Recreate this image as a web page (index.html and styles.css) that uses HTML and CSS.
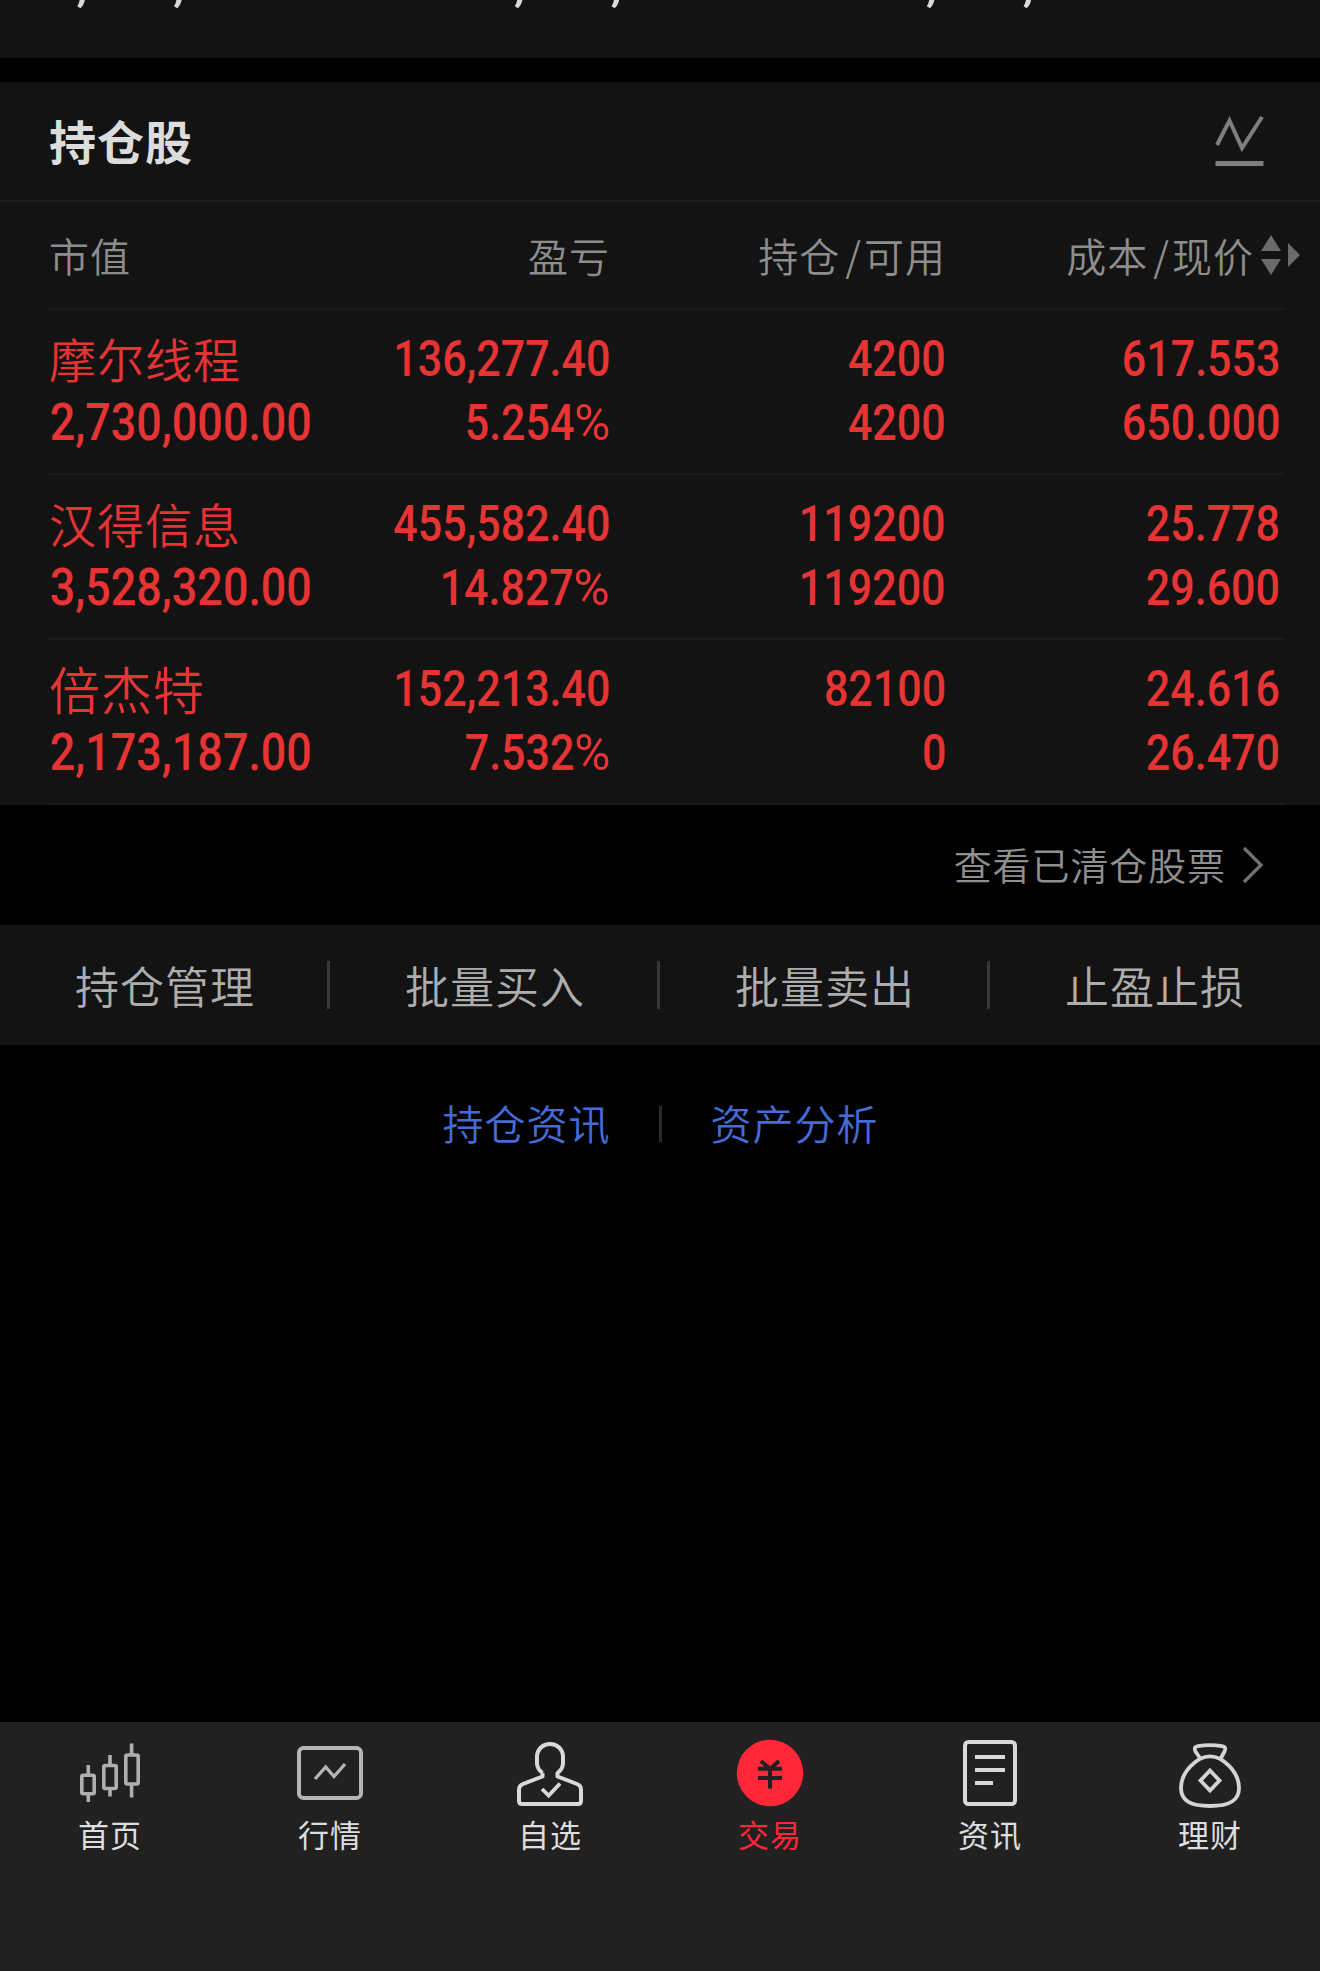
FILE: index.html
```html
<!DOCTYPE html>
<html lang="zh-CN">
<head>
<meta charset="utf-8">
<title>持仓股</title>
<link rel="stylesheet" href="styles.css">
</head>
<body>
<div class="app">
  <section class="summary">
    <div class="summary-row">
      <span class="sum">8,484,001.00</span>
      <span class="sum">60,000,000</span>
      <span class="sum">60,000,000</span>
    </div>
  </section>

  <section class="holdings">
    <header class="holdings-head">
      <h1>持仓股</h1>
      <svg class="chart-icon" width="50" height="52" viewBox="0 0 50 52" fill="none" stroke="#7e7e7e">
        <path d="M3 30 L15.500 5.500 L28 33 L48 2" stroke-width="4"/>
        <path d="M1.500 48.500 H49.500" stroke-width="4.800"/>
      </svg>
    </header>

    <div class="row cols">
      <span>市值</span>
      <span class="r">盈亏</span>
      <span class="r">持仓<b>/</b>可用</span>
      <span class="r sortable"><span>成本<b>/</b>现价</span>
        <svg width="42" height="40" viewBox="0 0 42 40" fill="#6b6b6b">
          <path d="M12 0 L22 16 H2 Z M2 24 H22 L12 40 Z M29 8 L41 20 L29 32 Z"/>
        </svg>
      </span>
    </div>

    <div class="row stock">
      <div class="cell"><span class="name">摩尔线程</span><span class="num wide">2,730,000.00</span></div>
      <div class="cell r"><span class="num">136,277.40</span><span class="num">5.254<i>%</i></span></div>
      <div class="cell r"><span class="num">4200</span><span class="num">4200</span></div>
      <div class="cell r"><span class="num">617.553</span><span class="num">650.000</span></div>
    </div>
    <div class="row stock">
      <div class="cell"><span class="name">汉得信息</span><span class="num wide">3,528,320.00</span></div>
      <div class="cell r"><span class="num">455,582.40</span><span class="num">14.827<i>%</i></span></div>
      <div class="cell r"><span class="num">119200</span><span class="num">119200</span></div>
      <div class="cell r"><span class="num">25.778</span><span class="num">29.600</span></div>
    </div>
    <div class="row stock">
      <div class="cell"><span class="name large">倍杰特</span><span class="num wide">2,173,187.00</span></div>
      <div class="cell r"><span class="num">152,213.40</span><span class="num">7.532<i>%</i></span></div>
      <div class="cell r"><span class="num">82100</span><span class="num">0</span></div>
      <div class="cell r"><span class="num">24.616</span><span class="num">26.470</span></div>
    </div>
  </section>

  <a class="cleared">
    <span>查看已清仓股票</span>
    <svg width="22" height="38" viewBox="0 0 22 38" fill="none" stroke="#727272" stroke-width="3.200"><path d="M2 2 L19 19 L2 36"/></svg>
  </a>

  <nav class="actions">
    <a>持仓管理</a><a>批量买入</a><a>批量卖出</a><a>止盈止损</a>
  </nav>

  <div class="links">
    <a>持仓资讯</a><i class="bar"></i><a>资产分析</a>
  </div>

  <nav class="tabs">
    <a class="tab">
      <svg width="72" height="72" viewBox="0 0 72 72" fill="none" stroke="#afafaf" stroke-width="3.600">
        <rect x="7.800" y="38.300" width="12.400" height="18.500" rx="1.500"/><path d="M14.300 28V38M14.300 57V65"/>
        <rect x="29.800" y="28.500" width="12.400" height="23" rx="1.500"/><path d="M36 18V28M36 52V59.500"/>
        <rect x="51.800" y="18" width="12.400" height="29" rx="1.500"/><path d="M57.600 6.500V18M57.600 47V60.500"/>
      </svg>
      <span>首页</span>
    </a>
    <a class="tab">
      <svg width="72" height="72" viewBox="0 0 72 72" fill="none" stroke="#b5b5b5" stroke-width="4">
        <rect x="5" y="11" width="62" height="50" rx="4.500"/>
        <path d="M21 42 L31.700 30 L40 39.500 L51 27" stroke-width="3.300"/>
      </svg>
      <span>行情</span>
    </a>
    <a class="tab">
      <svg width="72" height="72" viewBox="0 0 72 72" fill="none" stroke="#d9d9d9" stroke-width="4" stroke-linejoin="round">
        <path d="M28.500 36 V39.500 L9 47 Q5 48.500 5 52.500 V64 Q5 67 8 67 H64 Q67 67 67 64 V52.500 Q67 48.500 63 47 L43.500 39.500 V36 Q49 32 49 26 V20 C49 12 43 7 36 7 S23 12 23 20 V26 Q23 32 28.500 36"/>
        <path d="M28 52 L34.700 58.500 L46 46.500" stroke-width="3.800" stroke-linejoin="miter"/>
      </svg>
      <span>自选</span>
    </a>
    <a class="tab active">
      <svg width="72" height="72" viewBox="0 0 72 72" fill="none" stroke="#212121" stroke-width="4">
        <circle cx="36" cy="36" r="33.200" fill="#ff2738" stroke="none"/>
        <path d="M27 24 L36 32 L45 24 M24 31.700 H48 M24 41 H48 M36 31 V51.500"/>
      </svg>
      <span>交易</span>
    </a>
    <a class="tab">
      <svg width="72" height="72" viewBox="0 0 72 72" fill="none" stroke="#d9d9d9" stroke-width="4">
        <rect x="11" y="5" width="50" height="62" rx="3.500"/>
        <path d="M21 20 H51 M21 33 H51 M21 46 H39"/>
      </svg>
      <span>资讯</span>
    </a>
    <a class="tab">
      <svg width="72" height="72" viewBox="0 0 72 72" fill="none" stroke="#d4d4d4" stroke-width="3.800" stroke-linejoin="round">
        <path d="M36 19.300 C49 19.300 65 35 65 51 C65 64 55 69 36 69 S7 64 7 51 C7 35 23 19.300 36 19.300 Z"/>
        <path d="M26 21 L21.500 14.500 Q19 10 24 9.200 Q36 7.200 48 9.200 Q53 10 50.500 14.500 L47 21"/>
        <path d="M36 33.500 L45.500 43.500 L36 53.500 L26.500 43.500 Z" stroke-linejoin="miter"/>
      </svg>
      <span>理财</span>
    </a>
  </nav>
</div>
</body>
</html>
```
FILE: styles.css
```css
* { box-sizing: border-box; }

body {
  margin: 0;
  background: #000;
  font-family: "Noto Sans CJK SC", sans-serif;
}

.app {
  width: 1320px;
  height: 1971px;
  display: flex;
  flex-direction: column;
  overflow: hidden;
}

/* account totals, scrolled mostly out of view */
.summary {
  height: 58px;
  flex: none;
  overflow: hidden;
  background: #131313;
  padding-left: 48px;
}
.summary-row {
  display: grid;
  grid-template-columns: 409px 412px 400px;
  margin-top: -51px;
}
.sum {
  font: 500 56px/64px Roboto, sans-serif;
  color: #d8d8d8;
  transform: translateY(-.7px) scaleX(.895);
  transform-origin: left;
  white-space: nowrap;
}

.holdings {
  margin-top: 24px;
  background: #131313;
}
.holdings-head {
  height: 120px;
  padding: 0 56px 4px 49px;
  display: flex;
  align-items: center;
  justify-content: space-between;
  border-bottom: 2px solid #1b1b1b;
}
.chart-icon {
  margin-top: 4px;
  overflow: visible;
}
h1 {
  margin: 0;
  font-size: 47px;
  font-weight: 700;
  letter-spacing: 1px;
  color: #dcdcdc;
}

.row {
  display: grid;
  grid-template-columns: 270px 292px 336px 334px;
  margin: 0 36px 0 48px;
}
.row::after {
  content: "";
  grid-column: 1 / -1;
  align-self: end;
  height: 2px;
  margin-right: -4px;
  background: #1a1a1a;
}
.r { text-align: right; }

.cols {
  height: 108px;
  grid-template-rows: 106px 2px;
  align-items: center;
  font-size: 40px;
  letter-spacing: 1px;
  font-weight: 350;
  color: #8d8d8d;
}
.cols > :first-child { padding-left: 1px; }
.cols b { font-weight: inherit; margin: 0 2px 0 5px; }
.sortable {
  display: flex;
  align-items: center;
  justify-content: flex-end;
  white-space: nowrap;
  gap: 5px;
  margin-right: -21px;
}

.stock {
  height: 165px;
  grid-template-rows: 163px 2px;
  color: #e63333;
}
.cell {
  display: flex;
  flex-direction: column;
  align-items: flex-start;
  padding-top: 17px;
}
.cell.r { align-items: flex-end; }
.name {
  font-size: 47px;
  line-height: 64px;
  letter-spacing: 1px;
  font-weight: 350;
  padding-left: 1px;
  margin: -1px 0 1px;
}
.name.large { font-size: 51px; }
.num {
  font: 500 50px/64px Roboto, sans-serif;
  transform: scaleX(.86);
  transform-origin: right;
  white-space: nowrap;
}
.num i {
  display: inline-block;
  font-style: normal;
  font-weight: 400;
  margin-left: 5px;
  transform: scaleX(1.15);
  transform-origin: right;
}
.num.wide {
  font-size: 51px;
  transform: scaleX(.88);
  transform-origin: left;
  padding-left: 2px;
}

.cleared {
  height: 120px;
  flex: none;
  display: flex;
  align-items: center;
  justify-content: flex-end;
  gap: 16px;
  padding: 0 56px 0 0;
  font-size: 38px;
  letter-spacing: .9px;
  font-weight: 350;
  color: #8f8f8f;
}
.cleared span { margin-top: -4px; }

.actions {
  height: 120px;
  flex: none;
  display: grid;
  grid-template-columns: repeat(4, 330px);
  align-items: center;
  background: #131313;
}
.actions a {
  display: flex;
  align-items: center;
  justify-content: center;
  height: 48px;
  padding: 0 0 1px 3px;
  font-size: 44px;
  letter-spacing: 1px;
  font-weight: 350;
  color: #adadad;
  border-right: 3px solid #383838;
}
.actions a:last-child { border-right-color: transparent; }

.links {
  display: flex;
  align-items: center;
  justify-content: center;
  padding: 48px 0 0 1px;
  height: 110px;
  font-size: 41px;
  letter-spacing: 1px;
  font-weight: 350;
  color: #466bd6;
}
.links a { margin-top: -5px; }
.bar {
  width: 3px;
  height: 36px;
  margin: 0 49px 0 48px;
  background: #2b2b2b;
}

.tabs {
  margin-top: auto;
  height: 249px;
  flex: none;
  display: grid;
  grid-template-columns: repeat(6, 220px);
  background: #212121;
}
.tab {
  display: flex;
  flex-direction: column;
  align-items: center;
  padding-top: 15px;
  color: #dedede;
}
.tab span {
  font-size: 31px;
  line-height: 44px;
  letter-spacing: 1px;
  margin-top: 3px;
}
.tab.active { color: #ff2738; }
```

____

Note every line above where the string "index" shows up, and copy those lines.

> **EXERCISE RESPONSE**
Recreate this image as a web page (index.html and styles.css) that uses HTML and CSS.
FILE: index.html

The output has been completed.